- _AVAILABLE DATA_
------------------------------------------------------------
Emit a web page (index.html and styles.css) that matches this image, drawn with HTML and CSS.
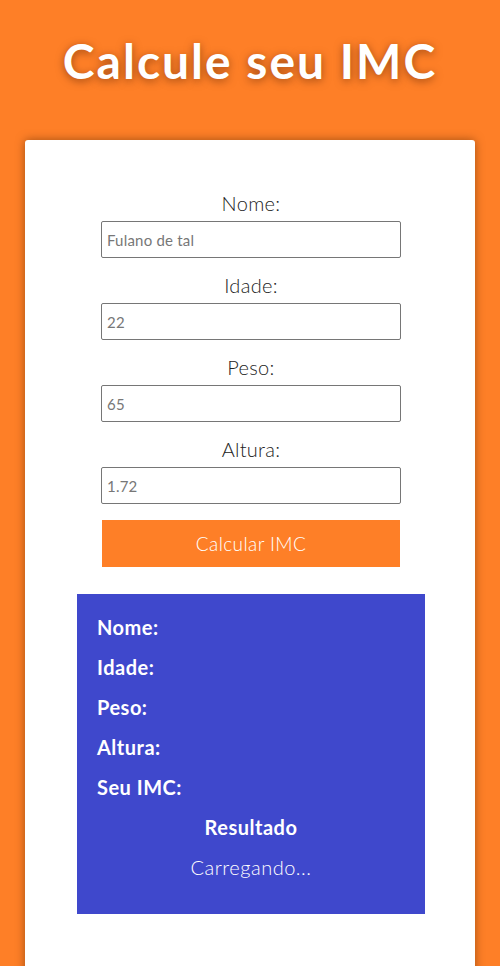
FILE: index.html
```html
<!DOCTYPE html>
<html lang="pt-BR">
<head>
<meta charset="utf-8">
<title>Calcule seu IMC</title>
<link rel="stylesheet" href="styles.css">
</head>
<body>
<header class="header">
  <h1 class="title">Calcule seu IMC</h1>
</header>
<main class="card">
  <form class="form">
    <label class="field">
      <span class="field-label">Nome:</span>
      <input class="field-input" type="text" placeholder="Fulano de tal">
    </label>
    <label class="field">
      <span class="field-label">Idade:</span>
      <input class="field-input" type="text" placeholder="22">
    </label>
    <label class="field">
      <span class="field-label">Peso:</span>
      <input class="field-input" type="text" placeholder="65">
    </label>
    <label class="field">
      <span class="field-label">Altura:</span>
      <input class="field-input" type="text" placeholder="1.72">
    </label>
    <button class="btn" type="button">Calcular IMC</button>
  </form>
  <section class="result">
    <p class="result-row">Nome:</p>
    <p class="result-row">Idade:</p>
    <p class="result-row">Peso:</p>
    <p class="result-row">Altura:</p>
    <p class="result-row">Seu IMC:</p>
    <p class="result-row result-title">Resultado</p>
    <p class="result-row result-status">Carregando...</p>
  </section>
</main>
</body>
</html>
```
FILE: styles.css
```css
* { box-sizing: border-box; }
html, body {
  margin: 0;
  padding: 0;
  background: #fe7f27;
  font-family: "Lato", "Open Sans", sans-serif;
  overflow: hidden;
}
.header {
  padding-top: 33px;
  text-align: center;
}
.title {
  margin: 0;
  font-size: 48px;
  line-height: 56px;
  font-weight: 700;
  color: #fff;
  letter-spacing: 2px;
  text-shadow: 0 2px 8px rgba(80, 30, 0, 0.55);
}
.card {
  width: 450px;
  margin: 51px auto 0;
  background: #fff;
  border-radius: 3px;
  box-shadow: 0 0 10px rgba(90, 40, 0, 0.55);
  padding: 36px 0 60px;
  min-height: 900px;
}
.form {
  display: flex;
  flex-direction: column;
  align-items: center;
  padding-left: 2px;
}
.field {
  display: flex;
  flex-direction: column;
  align-items: center;
  gap: 6px;
  margin-top: 15px;
}
.field-label {
  font-size: 20px;
  line-height: 24px;
  color: #222;
  font-weight: 300;
  letter-spacing: 0.3px;
}
.field-input {
  width: 300px;
  height: 37px;
  border: 1px solid #767676;
  border-radius: 2px;
  padding: 0 5px;
  font-family: inherit;
  font-size: 15px;
  color: #333;
  letter-spacing: 0.2px;
}
.field-input::placeholder { color: #777; }
.btn {
  margin-top: 16px;
  width: 298px;
  height: 47px;
  border: none;
  background: #fe7f27;
  color: #fff;
  font-family: inherit;
  font-size: 19px;
  font-weight: 300;
  letter-spacing: 0.4px;
}
.result {
  width: 348px;
  margin: 27px 0 0 52px;
  background: #3f48cc;
  padding: 13px 20px 27px;
  color: #fff;
}
.result-row {
  margin: 0;
  font-size: 20px;
  line-height: 40px;
  font-weight: 700;
  letter-spacing: 0.5px;
}
.result-title { text-align: center; }
.result-status { text-align: center; font-weight: 300; }
```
------------------------------------------------------------
- _AIM_
Extract the full listing exactly, with the pictures left out.

- _ANSWER TO THE TASK_
Emit a web page (index.html and styles.css) that matches this image, drawn with HTML and CSS.
FILE: index.html
```html
<!DOCTYPE html>
<html lang="pt-BR">
<head>
<meta charset="utf-8">
<title>Calcule seu IMC</title>
<link rel="stylesheet" href="styles.css">
</head>
<body>
<header class="header">
  <h1 class="title">Calcule seu IMC</h1>
</header>
<main class="card">
  <form class="form">
    <label class="field">
      <span class="field-label">Nome:</span>
      <input class="field-input" type="text" placeholder="Fulano de tal">
    </label>
    <label class="field">
      <span class="field-label">Idade:</span>
      <input class="field-input" type="text" placeholder="22">
    </label>
    <label class="field">
      <span class="field-label">Peso:</span>
      <input class="field-input" type="text" placeholder="65">
    </label>
    <label class="field">
      <span class="field-label">Altura:</span>
      <input class="field-input" type="text" placeholder="1.72">
    </label>
    <button class="btn" type="button">Calcular IMC</button>
  </form>
  <section class="result">
    <p class="result-row">Nome:</p>
    <p class="result-row">Idade:</p>
    <p class="result-row">Peso:</p>
    <p class="result-row">Altura:</p>
    <p class="result-row">Seu IMC:</p>
    <p class="result-row result-title">Resultado</p>
    <p class="result-row result-status">Carregando...</p>
  </section>
</main>
</body>
</html>
```
FILE: styles.css
```css
* { box-sizing: border-box; }
html, body {
  margin: 0;
  padding: 0;
  background: #fe7f27;
  font-family: "Lato", "Open Sans", sans-serif;
  overflow: hidden;
}
.header {
  padding-top: 33px;
  text-align: center;
}
.title {
  margin: 0;
  font-size: 48px;
  line-height: 56px;
  font-weight: 700;
  color: #fff;
  letter-spacing: 2px;
  text-shadow: 0 2px 8px rgba(80, 30, 0, 0.55);
}
.card {
  width: 450px;
  margin: 51px auto 0;
  background: #fff;
  border-radius: 3px;
  box-shadow: 0 0 10px rgba(90, 40, 0, 0.55);
  padding: 36px 0 60px;
  min-height: 900px;
}
.form {
  display: flex;
  flex-direction: column;
  align-items: center;
  padding-left: 2px;
}
.field {
  display: flex;
  flex-direction: column;
  align-items: center;
  gap: 6px;
  margin-top: 15px;
}
.field-label {
  font-size: 20px;
  line-height: 24px;
  color: #222;
  font-weight: 300;
  letter-spacing: 0.3px;
}
.field-input {
  width: 300px;
  height: 37px;
  border: 1px solid #767676;
  border-radius: 2px;
  padding: 0 5px;
  font-family: inherit;
  font-size: 15px;
  color: #333;
  letter-spacing: 0.2px;
}
.field-input::placeholder { color: #777; }
.btn {
  margin-top: 16px;
  width: 298px;
  height: 47px;
  border: none;
  background: #fe7f27;
  color: #fff;
  font-family: inherit;
  font-size: 19px;
  font-weight: 300;
  letter-spacing: 0.4px;
}
.result {
  width: 348px;
  margin: 27px 0 0 52px;
  background: #3f48cc;
  padding: 13px 20px 27px;
  color: #fff;
}
.result-row {
  margin: 0;
  font-size: 20px;
  line-height: 40px;
  font-weight: 700;
  letter-spacing: 0.5px;
}
.result-title { text-align: center; }
.result-status { text-align: center; font-weight: 300; }
```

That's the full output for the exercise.